Volume IX, Issue 6 | December 12, 2023

Widening Focus

Budding actress/writer/filmmaker Andrea Giraldo journeyed from Colombia to Santa Monica College to chart her future — and find herself.

SMC in Focus

Passionately picking up a camera to capture life around her, Andrea Giraldo first knew she wanted a career in movies when she was nine. But cinematic opportunities were limited in her homeland of Colombia, so she journeyed to Los Angeles at age 17 to learn about the entertainment industry firsthand. She resolved to stay for three months — the same number of suitcases she brought.

“It was the best decision I ever made,” Andrea says — with the second best being coming to Santa Monica College the following year.

Still, as those initial three months in Los Angeles became six, it may not always have seemed so. She took acting classes to hone her on-camera talents and a marketing course to improve her promotional skills. But although she found the performance training worthwhile, the marketing course turned out to be fraudulent.

“They scammed me of all the savings I had,” Andrea recalls. The experience left her so depressed that, she admits, “I didn’t even want to get out of bed.”

Then she asked herself, “If I’m going to stay in my bed, why did I come here?” Answering that led to what Andrea calls “a spiritual journey of understanding myself,” as she turned to another of her loves — writing. Every morning she stationed herself at a coffee shop near her dream school, UCLA, to set down her thoughts and feelings. Through that cathartic process, she says, “I remembered how it felt to be me.”

After returning to her home in Colombia, she began researching community colleges where she could be herself, pursue every aspect of her creativity and receive the quality education needed to eventually transfer. That institution turned out to be SMC.

“Santa Monica College gives me the space to be the person that I wanted to be for so long,” she says.

Creative Journey

Even though Andrea was an honors student at a highly regarded French high school, Lycée Français de Pereira in Colombia, she felt academically overshadowed by her older sister. But while her sister shone in the sciences, performing a play in Spanish class revealed that Andrea’s talents lay in the arts. “For the first time, it felt like I was able to do something right,” she says.

She became driven to excel not only in acting but also behind the camera. “I started learning everything I could about making films,” Andrea says. Meanwhile, she developed her writing talents as the school’s press representative. She also became head of the school photography club.

While researching colleges that would ease the path to UCLA, Andrea learned that SMC ranked first in transfers to the University of California (UC) system. “SMC also has so many international students that it was not a matter of if I was going, but when,” she says.
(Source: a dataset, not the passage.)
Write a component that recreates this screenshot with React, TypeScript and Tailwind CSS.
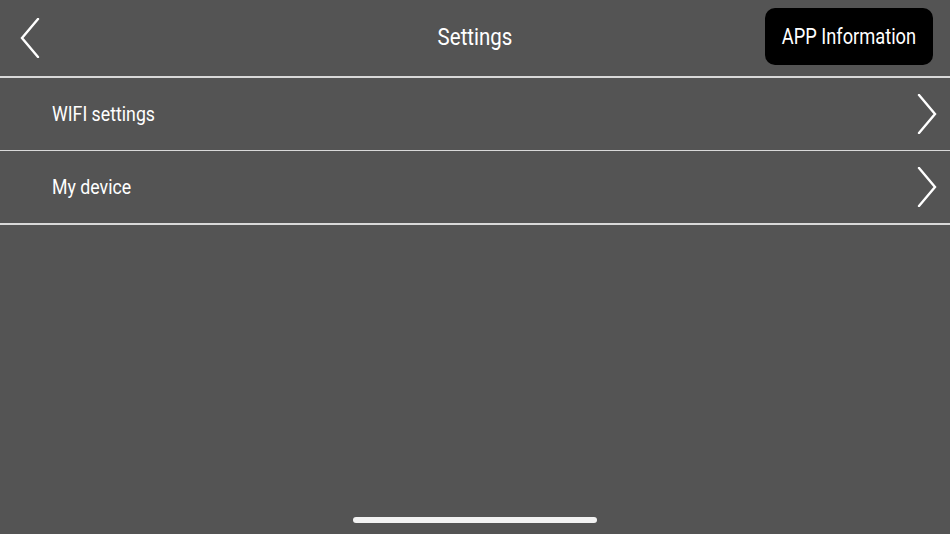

Yet while SMC has an award-winning film production program, Andrea realized that preferred majoring in communications studies while embracing the college’s broader opportunities. One of her favorite classes was English 1, not just because it strengthened her language skills but also because of the supportive mentorship of Professor Erica Onugha. “The course impacted me so much, because she was the was the most respectful, caring and understanding professor I’ve ever met,” Andrea says.

Her other favorite class was Media 21, taught by Emmy nominee Roxanne Messina Captor. The course enabled Andrea to collaborate with classmates on a short documentary, “Love Is…,” that she directed, co-wrote and edited. The results so impressed Roxanne that she invited Andrea to work on the next semester’s film.

Full Calendar(s)

Andrea only declined the offer because her calendar at SMC is so full that she keeps three of them. Besides her studies, she works three campus jobs: peer mentor at the International Education Center, peer navigator for first-year students and staffer at the Bodega, SMC’s free pantry for students facing food insecurity.

She also serves as president of the popular International Student Forum, helping fellow students from other countries bond as they adjust to academic and social life here. “It can be hard to find a way to connect international students with local students,” she says. “We offer fun events and a safe space for everyone.” This past October, for instance, nearly 60 members enjoyed Universal’s Halloween Horror Nights.

Andrea also keeps her busy schedule on track through an aggregation of almost 100 Google and Excel sheets. “The only way I can manage is by being organized,” she says.

After graduating from SMC, Andrea’s international status will allow her to complete up to a year of optional practical training in her chosen field before applying to UCLA. She plans to spend that year working in professional film production.

But Andrea says she will always appreciate the opportunities and experiences provided by SMC. “I am surrounded here by people with good, positive energy,” she says.